American Industry

mud4feet said:
I know exactly what you mean. I was doing some painting a few years back, bought some paint at Lowe's and grabbed a couple of those little wooden stir sticks while I was at it. On the way home, I happened to read one of the sticks......"Made in Pakistan"!?!??!?!?!?!...........A little wooden stir stick!!!!! They can make 'em there and ship 'em here cheaper than we can make them here?????? C'mon, something's SERIOUSLY wrong.

Don't forget about our unions. Sure, they were a good thing back when they started, but now they have priced themselves out of the picture. Wichita is the Air Capital of the US, with Boeing (now Spirit Aerosystems), Cessna, Raytheon (formerly Beech Air Craft company), Lear Jet, and one or two smaller companies. Back in the late 80's, Boeing workers went on strike for 4 months over a tiny (by comparison) raise. Analysts showed that after they got the raise they were striking over, it would take them 10 years of work at that small raise to make up the money they lost in the 4 months they were on strike.

Sure unions still have a place in the workforce to some extent, but they've gotten way out of hand. Why else would a guy get paid $38 an hour to wash planes for American Airlines? That's what my brother, an A&P mechanic, did for two years down in Tulsa after company-wide layoffs at AA. At one point, he was making $48 an hour to vacuum carpets in 747 and 737 aircraft. Fortunately for the rest of the US, AA cracked down on the unions after 9-11, and the union accepted a 20% paycut rather than have 1,000 more people lose their jobs.

I've been in a union before (twice), and for the $50 a month dues, they didn't do squat for me. At one job, I got a whole 3 cents raise over 5 years....not even enough to pay the dues for a month.
 
TwistedCopper said:
The reason behind these problems... Do you think it is arrogance of the Americans? ignorance perhaps? It is not.

You see, we have lifted tariffs while countries like China have heavy tariffs against American products. We don't sell to them because we can't compete with their domestic products due to heavy taxation. At the same time they flood the US markets with their products for next to nothing. This is what I meant about our so called neo-"Capitalism" and government involvement (aka meddling)

Absolutely true. I'm not debating that tariffs aren't a problem. They are.

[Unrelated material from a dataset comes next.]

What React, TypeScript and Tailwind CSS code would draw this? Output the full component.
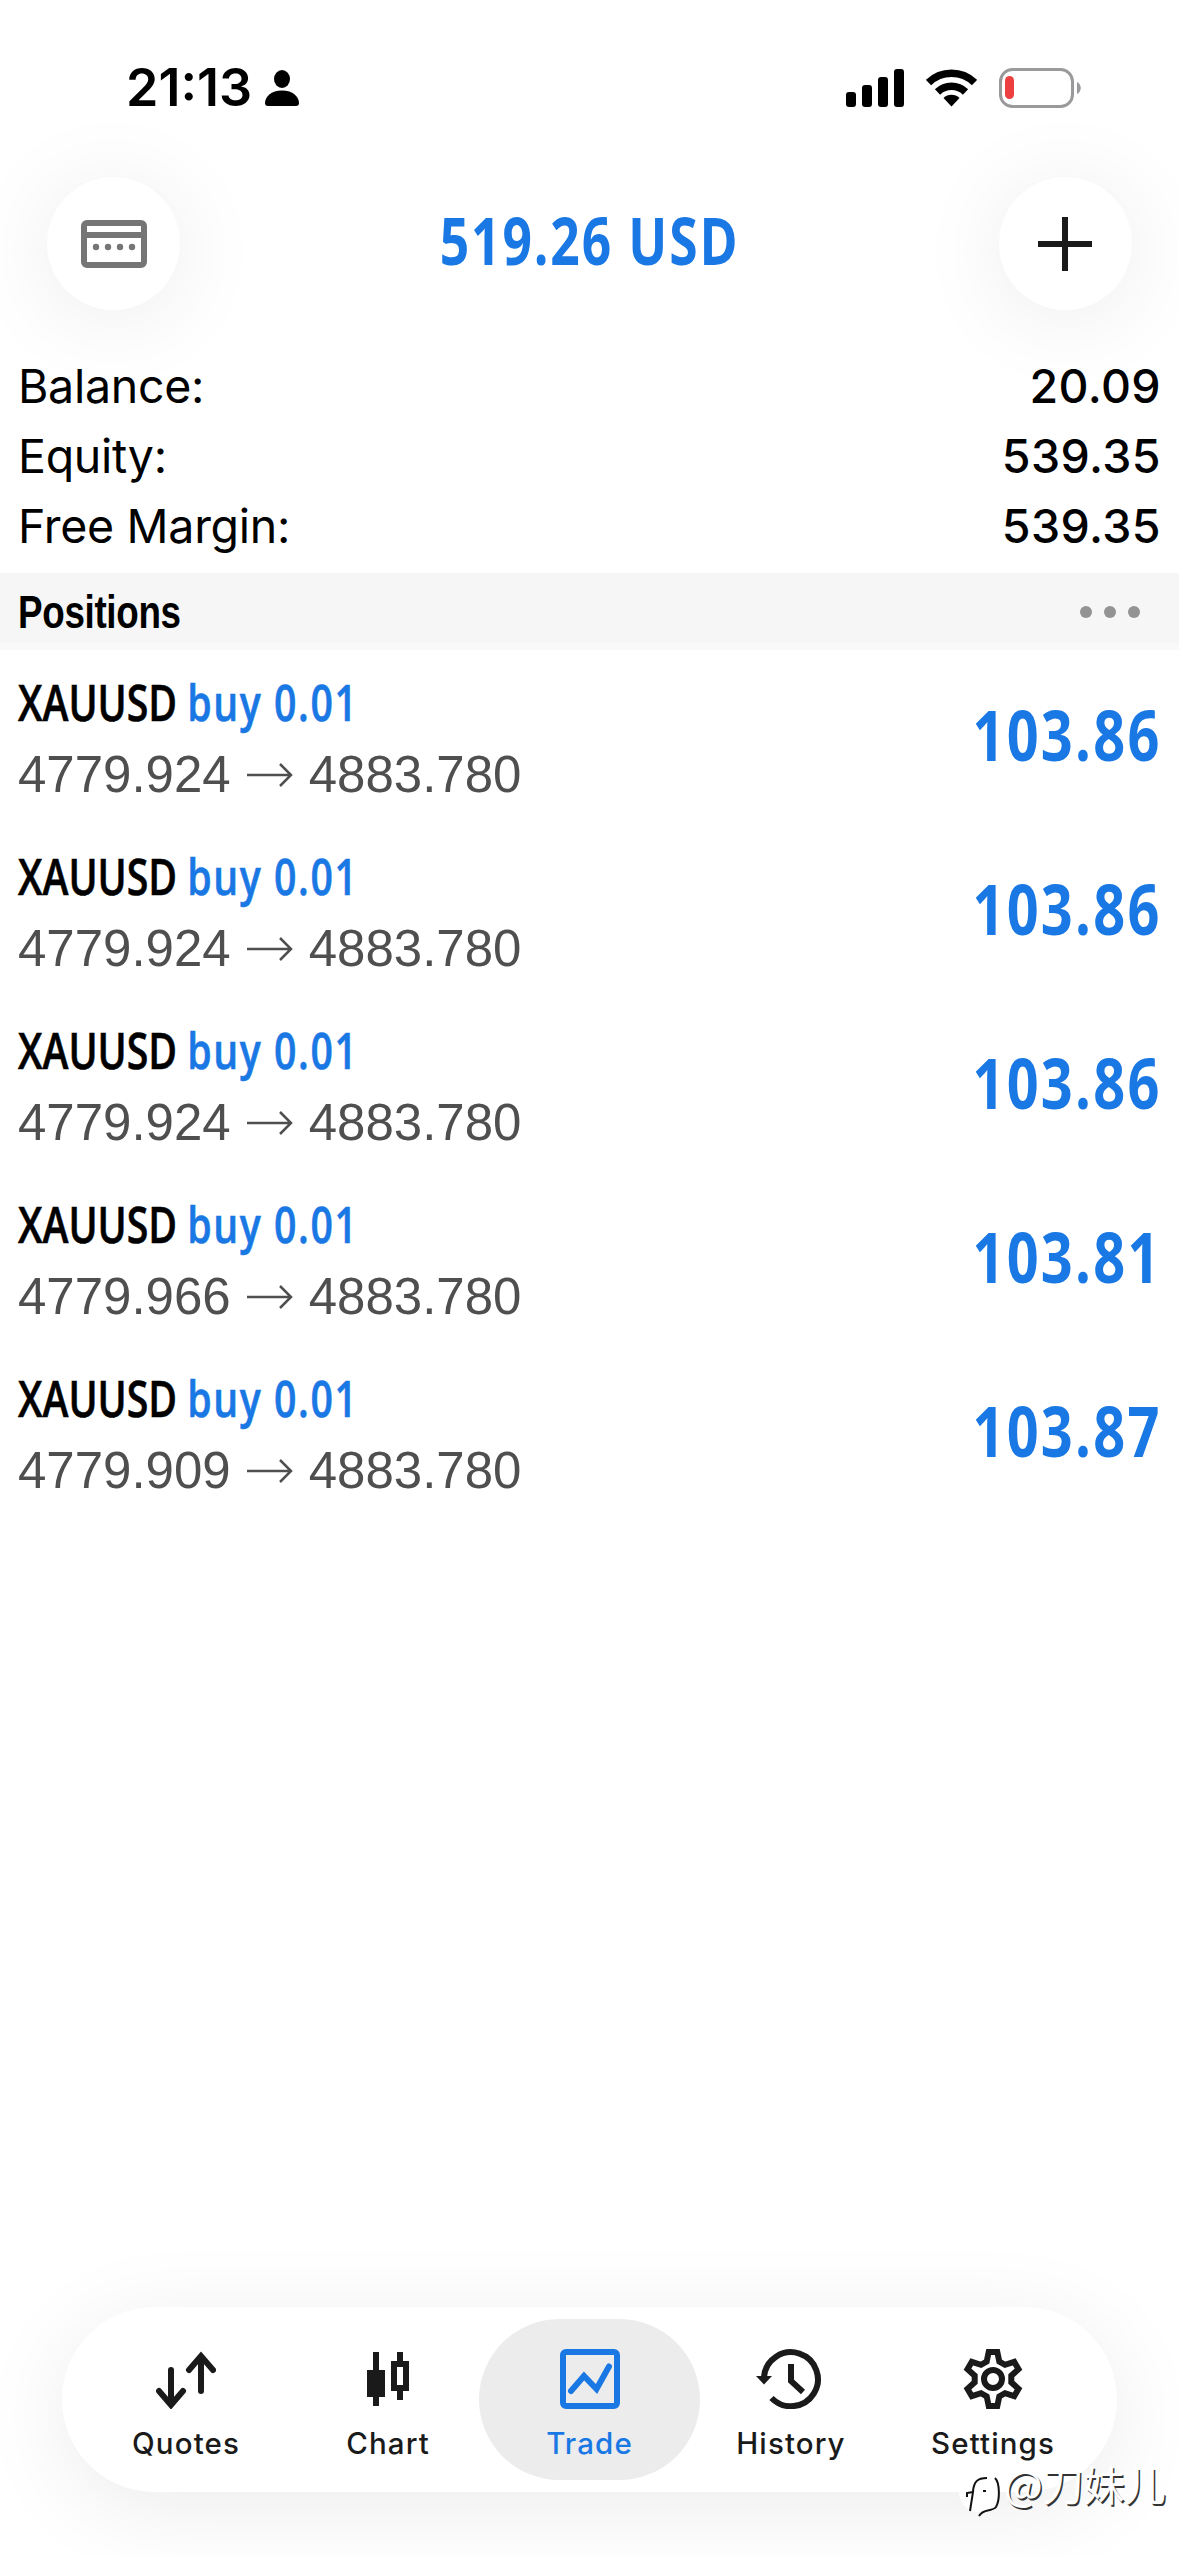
import React from 'react';

interface Position {
  symbol: string;
  side: string;
  volume: string;
  open: string;
  current: string;
  profit: string;
}

interface SummaryRow {
  label: string;
  value: string;
}

interface Tab {
  label: string;
  icon: React.ReactNode;
  active?: boolean;
}

// Account summary
const summary: SummaryRow[] = [
  { label: 'Balance:', value: '20.09' },
  { label: 'Equity:', value: '539.35' },
  { label: 'Free Margin:', value: '539.35' },
];

// Open positions
const positions: Position[] = [
  { symbol: 'XAUUSD', side: 'buy', volume: '0.01', open: '4779.924', current: '4883.780', profit: '103.86' },
  { symbol: 'XAUUSD', side: 'buy', volume: '0.01', open: '4779.924', current: '4883.780', profit: '103.86' },
  { symbol: 'XAUUSD', side: 'buy', volume: '0.01', open: '4779.924', current: '4883.780', profit: '103.86' },
  { symbol: 'XAUUSD', side: 'buy', volume: '0.01', open: '4779.966', current: '4883.780', profit: '103.81' },
  { symbol: 'XAUUSD', side: 'buy', volume: '0.01', open: '4779.909', current: '4883.780', profit: '103.87' },
];

const QuotesIcon = () => (
  <svg width="60" height="60" viewBox="0 0 60 60" fill="none" stroke="currentColor" strokeWidth="6" strokeLinecap="round">
    <path d="M15 21v34M3 42l12 14 12-14" />
    <path d="M45 42V8M33 21L45 7l12 14" />
  </svg>
);

const ChartIcon = () => (
  <svg width="60" height="60" viewBox="0 0 60 60" fill="none" stroke="currentColor" strokeWidth="6">
    <path d="M18 3v54M42 3v12M42 39v12" />
    <path d="M9 21h18v27H9z" fill="currentColor" stroke="none" />
    <path d="M36 15h12v24H36z" />
  </svg>
);

const TradeIcon = () => (
  <svg width="60" height="60" viewBox="0 0 60 60" fill="none" stroke="currentColor" strokeWidth="6">
    <rect x="3" y="3" width="54" height="54" rx="3" />
    <path d="M11 42l13-15 12.500 13L49 17.500" strokeLinecap="round" />
  </svg>
);

const HistoryIcon = () => (
  <svg className="mr-1" width="66" height="60" viewBox="0 0 66 60" fill="none" stroke="currentColor" strokeWidth="6">
    <path d="M8 28A27 27 0 1 1 15.500 49" />
    <path d="M0 27h16l-8 8.500z" fill="currentColor" stroke="none" />
    <path d="M35 15v17l12 11" />
  </svg>
);

const SettingsIcon = () => (
  <svg width="60" height="60" viewBox="-30 -30 60 60" fill="none" stroke="currentColor" strokeWidth="6">
    <path d="M-6.3-17.500L-4.300-27H4.300L6.300-17.500 12-14.200 21.200-17.200 25.500-9.800 18.300-3.300V3.300L25.500 9.800 21.200 17.200 12 14.200 6.300 17.500 4.300 27H-4.300L-6.300 17.500-12 14.200-21.200 17.200-25.500 9.800-18.300 3.300V-3.300L-25.500-9.800-21.200-17.200-12-14.200z" />
    <circle r="9" />
  </svg>
);

// Bottom tab bar
const tabs: Tab[] = [
  { label: 'Quotes', icon: <QuotesIcon /> },
  { label: 'Chart', icon: <ChartIcon /> },
  { label: 'Trade', icon: <TradeIcon />, active: true },
  { label: 'History', icon: <HistoryIcon /> },
  { label: 'Settings', icon: <SettingsIcon /> },
];

const StatusBar = () => (
  <div className="flex h-[177px] items-start justify-between pt-[57px] pr-[98px] pl-[126px]">
    <div className="flex items-center gap-[13px]">
      <span className="text-[52px] leading-[62px] font-semibold">21:13</span>
      <svg width="34" height="36" viewBox="0 0 34 36" fill="currentColor">
        <ellipse cx="17" cy="9" rx="8" ry="9" />
        <path d="M3 36C1 36 0 35 0 33c0-6 6-12.500 17-12.500S34 27 34 33c0 2-1 3-3 3z" />
      </svg>
    </div>
    <div className="flex items-center pt-[11px]">
      <svg width="58" height="38" viewBox="0 0 58 38" fill="currentColor">
        <rect x="0" y="23" width="10" height="15" rx="3" />
        <rect x="16" y="16" width="10" height="22" rx="3" />
        <rect x="32" y="8" width="10" height="30" rx="3" />
        <rect x="48" y="0" width="10" height="38" rx="3" />
      </svg>
      <svg className="ml-[22px]" width="51" height="38" viewBox="0 0 51 38">
        <path d="M2.500 13.500a33 33 0 0 1 46 0" fill="none" stroke="currentColor" strokeWidth="7.500" />
        <path d="M11.500 23a20 20 0 0 1 28 0" fill="none" stroke="currentColor" strokeWidth="7.500" />
        <path d="M25.500 37.500l-8-8.500a11.500 11.500 0 0 1 16 0z" fill="currentColor" />
      </svg>
      <svg className="ml-[22px]" width="82" height="40" viewBox="0 0 82 40">
        <rect x="1.500" y="1.500" width="72" height="37" rx="12" fill="none" stroke="#9a9a9d" strokeWidth="3" />
        <rect x="6" y="8" width="9" height="23" rx="4.500" fill="#ed3f3f" />
        <path d="M78 14c5 2 5 10 0 12z" fill="#9a9a9d" />
      </svg>
    </div>
  </div>
);

const roundButton =
  'flex h-[133px] w-[133px] items-center justify-center rounded-full bg-white shadow-[0_8px_90px_rgba(0,0,0,0.08)]';

const Header = () => (
  <header className="flex h-[133px] items-center justify-between px-[47px]">
    <button className={roundButton}>
      <svg width="66" height="48" viewBox="0 0 66 48" fill="none" stroke="#757575" strokeWidth="6">
        <rect x="3" y="3" width="60" height="42" rx="3" />
        <path d="M3 15h60" />
        <g fill="#757575" stroke="none">
          <circle cx="15" cy="27" r="3.200" />
          <circle cx="27" cy="27" r="3.200" />
          <circle cx="39" cy="27" r="3.200" />
          <circle cx="51" cy="27" r="3.200" />
        </g>
      </svg>
    </button>
    <h1 className="origin-center scale-x-[0.77] pb-[8px] font-['Open_Sans'] text-[67px] leading-none font-bold tracking-[2.4px] whitespace-nowrap text-[#1a78e4]">
      519.26 USD
    </h1>
    <button className={roundButton}>
      <svg width="54" height="54" viewBox="0 0 54 54" stroke="#1a1a1a" strokeWidth="6">
        <path d="M0 27h54M27 0v54" />
      </svg>
    </button>
  </header>
);

const App: React.FC = () => {
  return (
    <div className="relative flex h-[2556px] w-[1179px] flex-col overflow-hidden bg-white font-['Inter',sans-serif] text-black">
      <StatusBar />
      <Header />

      {/* Account summary */}
      <dl className="mt-[41px] h-[222px] px-[18px] text-[46.5px] leading-[70px]">
        {summary.map((row) => (
          <div key={row.label} className="flex justify-between">
            <dt className="tracking-[-0.3px]">{row.label}</dt>
            <dd className="font-medium tracking-[0.4px]">{row.value}</dd>
          </div>
        ))}
      </dl>

      {/* Positions title */}
      <div className="flex h-[77px] items-center justify-between bg-[linear-gradient(#f6f6f6_69px,#f9f9f9_69px)] pr-[39px] pl-[18px]">
        <h2 className="origin-left scale-x-[0.8] font-['Liberation_Sans'] text-[46px] leading-none font-bold tracking-[-0.4px]">Positions</h2>
        <div className="flex gap-3">
          <span className="h-3 w-3 rounded-full bg-[#939393]" />
          <span className="h-3 w-3 rounded-full bg-[#939393]" />
          <span className="h-3 w-3 rounded-full bg-[#939393]" />
        </div>
      </div>

      {/* Open positions */}
      <ul className="flex-1">
        {positions.map((position, index) => (
          <li key={index} className="flex h-[174px] items-center justify-between px-[18px]">
            <div className="flex flex-col pt-1">
              <p className="origin-left scale-x-[0.785] font-['Open_Sans'] text-[50px] leading-[71px] font-semibold whitespace-nowrap [-webkit-text-stroke:0.6px_currentColor]">
                {position.symbol}{' '}
                <span className="tracking-[2px] text-[#1a78e4]">
                  {position.side} {position.volume}
                </span>
              </p>
              <p className="flex items-center font-['Liberation_Sans'] text-[51px] leading-[74px] text-[#4f4f4f]">
                {position.open}
                <svg className="mx-[16px]" width="46" height="24" viewBox="0 0 46 24" fill="none" stroke="currentColor" strokeWidth="2.500">
                  <path d="M0 12h44M33 1l11 11-11 11" />
                </svg>
                {position.current}
              </p>
            </div>
            <p className="mr-[-1px] origin-right scale-x-[0.81] pb-[6px] font-['Open_Sans'] text-[69px] leading-none font-bold tracking-[2.8px] text-[#1a78e4]">
              {position.profit}
            </p>
          </li>
        ))}
      </ul>

      {/* Tab bar */}
      <nav className="mx-[62px] mb-[64px] flex h-[185px] items-center justify-center rounded-full bg-white shadow-[0_16px_90px_rgba(0,0,0,0.08)]">
        {tabs.map((tab) => (
          <button
            key={tab.label}
            className={
              tab.active
                ? 'mx-[-10px] flex h-[161px] w-[221px] flex-col items-center rounded-full bg-[#ececec] pt-[30px] text-[#1a78e4]'
                : 'flex h-[161px] w-[202px] flex-col items-center pt-[30px] text-[#1a1a1a]'
            }
          >
            {tab.icon}
            <span className="mt-[16px] text-[29.5px] leading-[36px] font-medium tracking-[1.1px]">{tab.label}</span>
          </button>
        ))}
      </nav>

      {/* Author tag */}
      <div className="absolute top-[2466px] left-[958px] flex items-start text-white">
        <svg width="46" height="52" viewBox="0 0 46 52" fill="none">
          <circle cx="21" cy="26" r="20" fill="#fff" />
          <g stroke="#111" strokeWidth="2">
            <path d="M12 45l3-19-6 1v4M15 25c1-9 4-13 14-13M25 25h3" />
            <path d="M37 12c5 5 5 22 1 29-4 5-13 1-17 9" />
          </g>
        </svg>
        <span className="mt-[-9px] font-['Noto_Sans_CJK_SC',sans-serif] text-[41px] leading-[52px] font-normal whitespace-nowrap [text-shadow:1.5px_1.5px_0.5px_#333]">
          @刀妹儿
        </span>
      </div>
    </div>
  );
};

export default App;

But again, this only applies to countries that sell their product at lowered costs such as China, Pakistan, etc.

What's the excuse concerning auto-producing countries like Germany and Japan? More highly skilled labor. More expensive product. AND they are more expensive to fix (In general) should something go wrong. So why is the US market so willing to spend more on a product that is MORE expensive to fix? I agree, it isn't American ignorance as you somehow gathered I was suggesting.

I think you'll find is most people will throw around the words "Quality, Gas Economy, Long-Lasting, and Customer Service" around quite a bit when giving reasons why they buy foriegn product. This has little to do with Tariffs, because on the whole, the autos are more expensive.

There is probably less than 1 percent of the domestic market IN Japan that drives a pick up or a four wheeled drive vehicle of any kind. There just isn't a need for it, nor is there room for such autos. Those vehicles were strictly designed to tap into the North American market.

They know us their customers well enough to know they needed to produce autos that we'll need, instead of force-feeding us vehicles that THEY consider to be the perfect vehicle.

The take home message here is:
You CAN compete with lower costs, with quality and ingenuity. Whether the quaility is real or percieved is irrelevant, they've done a brilliant job in making the US and Canadian markets believe it's true, which is also part of the game in which we've failed miserably.